Project Delivery and Logistics
This is the third paper in Pascall+Watson’s four-part insight series on Circular Economy in Transport Infrastructure, drawn from the Interchange 2026 Roundtable. Parts One and Two explored the foundational principles of the circular economy and the role of material passports. This paper examines the practical delivery challenges that arise when circular ambitions meet the realities of live infrastructure construction. Each paper in this series focuses on one of the four core themes discussed.
- – Project Delivery and Logistics
The principles are understood. The data frameworks are developing. But once a project moves on-site, the real test begins. Complex logistics, pressurised programmes, and deeply embedded delivery habits have historically meant that circular economy ambitions are among the first casualties when projects encounter the inevitable pressures of construction.

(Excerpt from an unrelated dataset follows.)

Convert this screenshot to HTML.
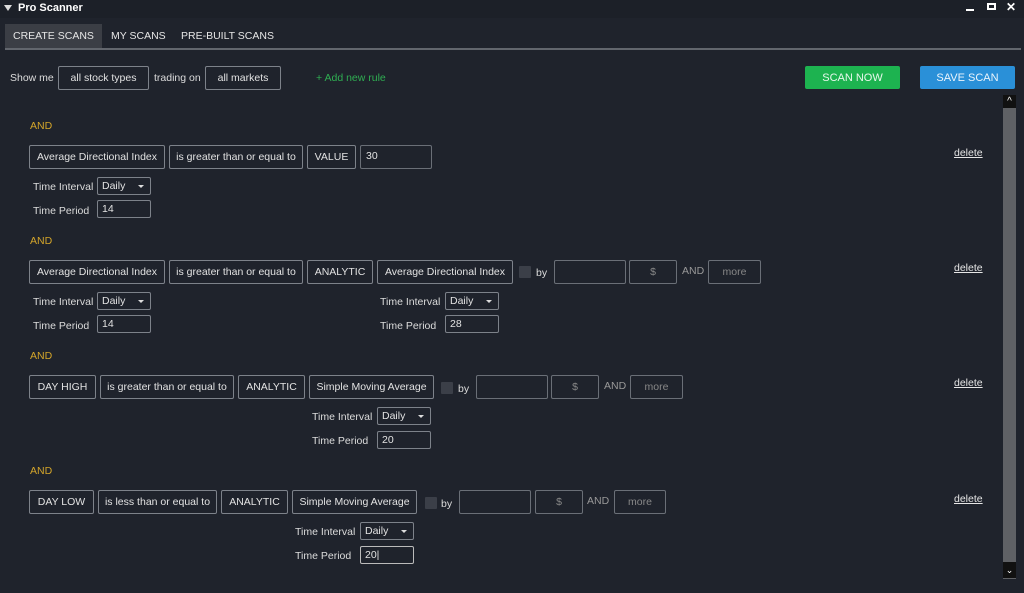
<!DOCTYPE html>
<html><head><style>
*{margin:0;padding:0;box-sizing:border-box}
body{width:1024px;height:593px;background:#1f232c;font-family:"Liberation Sans",sans-serif;color:#dcdcdc;font-size:10.5px;position:relative;overflow:hidden}
.a{position:absolute}
.b{position:absolute;border:1px solid #7d828a;border-radius:2px;height:24px;line-height:23px;text-align:center;white-space:nowrap;color:#e2e2e2}
.in{position:absolute;border:1px solid #6a6f77;border-radius:2px;height:24px;line-height:23px;text-align:center;color:#888}
.s{position:absolute;border:1px solid #7d828a;border-radius:2px;height:18px;line-height:17px;padding-left:4px;color:#e2e2e2;width:54px}
.s.sel:after{content:"";position:absolute;right:6px;top:7px;border-left:3px solid transparent;border-right:3px solid transparent;border-top:3px solid #ddd}
.l{position:absolute;color:#dcdcdc}
.and{position:absolute;color:#d4a52a;left:30px}
.cb{position:absolute;width:12px;height:12px;background:#3b3f48;border-radius:1px}
.del{position:absolute;left:954px;text-decoration:underline;color:#e6e6e6}
</style></head><body>
<div class="a" style="left:0;top:0;width:1024px;height:18px;background:#1c2028"></div>
<div class="a" style="left:4px;top:5px;border-left:4px solid transparent;border-right:4px solid transparent;border-top:6px solid #ddd"></div>
<div class="a" style="left:18px;top:2px;font-weight:bold;font-size:11px;color:#fff">Pro Scanner</div>
<div class="a" style="left:966px;top:9px;width:8px;height:2px;background:#fff"></div>
<div class="a" style="left:987px;top:3px;width:9px;height:7px;border:2px solid #fff"></div>
<div class="a" style="left:1006px;top:0px;color:#fff;font-weight:bold;font-size:12px">✕</div>
<div class="a" style="left:5px;top:24px;width:97px;height:24px;background:#3b3e45"></div>
<div class="a" style="left:13px;top:30px;color:#e6e6e6">CREATE SCANS</div>
<div class="a" style="left:111px;top:30px;color:#e6e6e6">MY SCANS</div>
<div class="a" style="left:181px;top:30px;color:#e6e6e6">PRE-BUILT SCANS</div>
<div class="a" style="left:5px;top:48px;width:1016px;height:2px;background:#62666d"></div>
<div class="l" style="left:10px;top:72px">Show me</div>
<div class="b" style="left:58px;top:66px;width:91px">all stock types</div>
<div class="l" style="left:154px;top:72px">trading on</div>
<div class="b" style="left:205px;top:66px;width:76px">all markets</div>
<div class="a" style="left:316px;top:72px;color:#2fae52">+ Add new rule</div>
<div class="a" style="left:805px;top:66px;width:95px;height:23px;background:#1db350;border-radius:2px;text-align:center;line-height:23px;padding-top:1px;color:#e8f8ec;font-size:11px">SCAN NOW</div>
<div class="a" style="left:920px;top:66px;width:95px;height:23px;background:#2a90d8;border-radius:2px;text-align:center;line-height:23px;padding-top:1px;color:#eaf4fc;font-size:11px">SAVE SCAN</div>
<div class="a" style="left:1003px;top:95px;width:13px;height:484px;background:#5f6165"></div>
<div class="a" style="left:1003px;top:95px;width:13px;height:13px;background:#111;color:#fff;text-align:center;font-size:10px;line-height:14px">&#94;</div>
<div class="a" style="left:1003px;top:562px;width:13px;height:16px;background:#111;color:#fff;text-align:center;font-size:9px;line-height:16px">&#8964;</div>

<div class="and" style="top:120px">AND</div>
<div class="b" style="left:29px;top:145px;width:136px">Average Directional Index</div>
<div class="b" style="left:169px;top:145px;width:134px">is greater than or equal to</div>
<div class="b" style="left:307px;top:145px;width:49px">VALUE</div>
<div class="in" style="left:360px;top:145px;width:72px;text-align:left;padding-left:5px;color:#e2e2e2;line-height:20px">30</div>
<div class="l" style="left:33px;top:181px">Time Interval</div><div class="s sel" style="left:97px;top:177px">Daily</div>
<div class="l" style="left:33px;top:205px">Time Period</div><div class="s" style="left:97px;top:200px">14</div>
<div class="del" style="top:147px">delete</div>

<div class="and" style="top:235px">AND</div>
<div class="b" style="left:29px;top:260px;width:136px">Average Directional Index</div>
<div class="b" style="left:169px;top:260px;width:134px">is greater than or equal to</div>
<div class="b" style="left:307px;top:260px;width:66px">ANALYTIC</div>
<div class="b" style="left:377px;top:260px;width:136px">Average Directional Index</div>
<div class="cb" style="left:519px;top:266px"></div><div class="l" style="left:536px;top:267px">by</div>
<div class="in" style="left:554px;top:260px;width:72px"></div>
<div class="in" style="left:629px;top:260px;width:48px">$</div>
<div class="l" style="left:682px;top:265px;color:#999">AND</div>
<div class="in" style="left:708px;top:260px;width:53px">more</div>
<div class="l" style="left:33px;top:296px">Time Interval</div><div class="s sel" style="left:97px;top:292px">Daily</div>
<div class="l" style="left:33px;top:320px">Time Period</div><div class="s" style="left:97px;top:315px">14</div>
<div class="l" style="left:380px;top:296px">Time Interval</div><div class="s sel" style="left:445px;top:292px">Daily</div>
<div class="l" style="left:380px;top:320px">Time Period</div><div class="s" style="left:445px;top:315px">28</div>
<div class="del" style="top:262px">delete</div>

<div class="and" style="top:350px">AND</div>
<div class="b" style="left:29px;top:375px;width:67px">DAY HIGH</div>
<div class="b" style="left:100px;top:375px;width:134px">is greater than or equal to</div>
<div class="b" style="left:238px;top:375px;width:67px">ANALYTIC</div>
<div class="b" style="left:309px;top:375px;width:125px">Simple Moving Average</div>
<div class="cb" style="left:441px;top:382px"></div><div class="l" style="left:458px;top:383px">by</div>
<div class="in" style="left:476px;top:375px;width:72px"></div>
<div class="in" style="left:551px;top:375px;width:48px">$</div>
<div class="l" style="left:604px;top:380px;color:#999">AND</div>
<div class="in" style="left:630px;top:375px;width:53px">more</div>
<div class="l" style="left:312px;top:411px">Time Interval</div><div class="s sel" style="left:377px;top:407px">Daily</div>
<div class="l" style="left:312px;top:435px">Time Period</div><div class="s" style="left:377px;top:431px">20</div>
<div class="del" style="top:377px">delete</div>

<div class="and" style="top:465px">AND</div>
<div class="b" style="left:29px;top:490px;width:65px">DAY LOW</div>
<div class="b" style="left:98px;top:490px;width:119px">is less than or equal to</div>
<div class="b" style="left:221px;top:490px;width:67px">ANALYTIC</div>
<div class="b" style="left:292px;top:490px;width:125px">Simple Moving Average</div>
<div class="cb" style="left:425px;top:497px"></div><div class="l" style="left:441px;top:498px">by</div>
<div class="in" style="left:459px;top:490px;width:72px"></div>
<div class="in" style="left:535px;top:490px;width:48px">$</div>
<div class="l" style="left:587px;top:495px;color:#999">AND</div>
<div class="in" style="left:614px;top:490px;width:52px">more</div>
<div class="l" style="left:295px;top:526px">Time Interval</div><div class="s sel" style="left:360px;top:522px">Daily</div>
<div class="l" style="left:295px;top:550px">Time Period</div><div class="s" style="left:360px;top:546px;border-color:#bbb">20|</div>
<div class="del" style="top:493px">delete</div>
</body></html>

This paper examines what it genuinely takes to embed circularity into project delivery, not as a theoretical overlay, but as an integrated, practical, and commercially viable approach. The evidence from the roundtable is clear: it is possible. But it requires deliberate action, early integration, and the right people with the right skills in the right roles from the very beginning.
EMBED CIRCULARITY FROM THE BEGINNING
The complexities of implementing circular material flows increase substantially once a project moves on-site. Participants with direct delivery experience highlighted a consistent set of interconnected challenges: where to store recovered materials; how to access markets for those materials; how to sequence their reuse within the construction programme; and how to ensure that contractors have the information and certainty they need to plan effectively.
Storage emerged as a particularly acute constraint. In dense urban environments, where many major transport infrastructure projects are located, space is at a premium. Holding materials on or near the site for future reuse can quickly become logistically prohibitive. This challenge is compounded by the linear nature of much transport infrastructure: a railway or highway project spans a large geographic area, making centralised consolidation of recovered materials inherently difficult.
Consolidation centres, used effectively during major projects such as the London 2012 Olympics, were identified as a proven model for managing this interface between material supply and demand. Encouragingly, they appear to be finding renewed relevance in the most complex urban construction environments.
The most consistent message of this theme was unambiguous: circular economy principles must be built into the programme from the outset. If circular material recovery, pre-demolition audits, and secondary material procurement are not planned from inception, they will likely be squeezed out by delivery pressures. This is not a criticism of contractors or delivery teams; it is a structural reality of how construction programmes operate.
Contractors require predictability. They need to know what materials are available, in what condition, when, and through what process. Retrospectively introducing circular requirements into a live programme is consistently difficult, frequently impossible, and always more expensive. Early integration is the only viable approach.
“For circularity to work on projects, you need to think about the practicalities from the start, storage, sequencing, logistics and where materials are actually going next. Reuse is absolutely possible, but only if teams can properly plan and embed it early enough.”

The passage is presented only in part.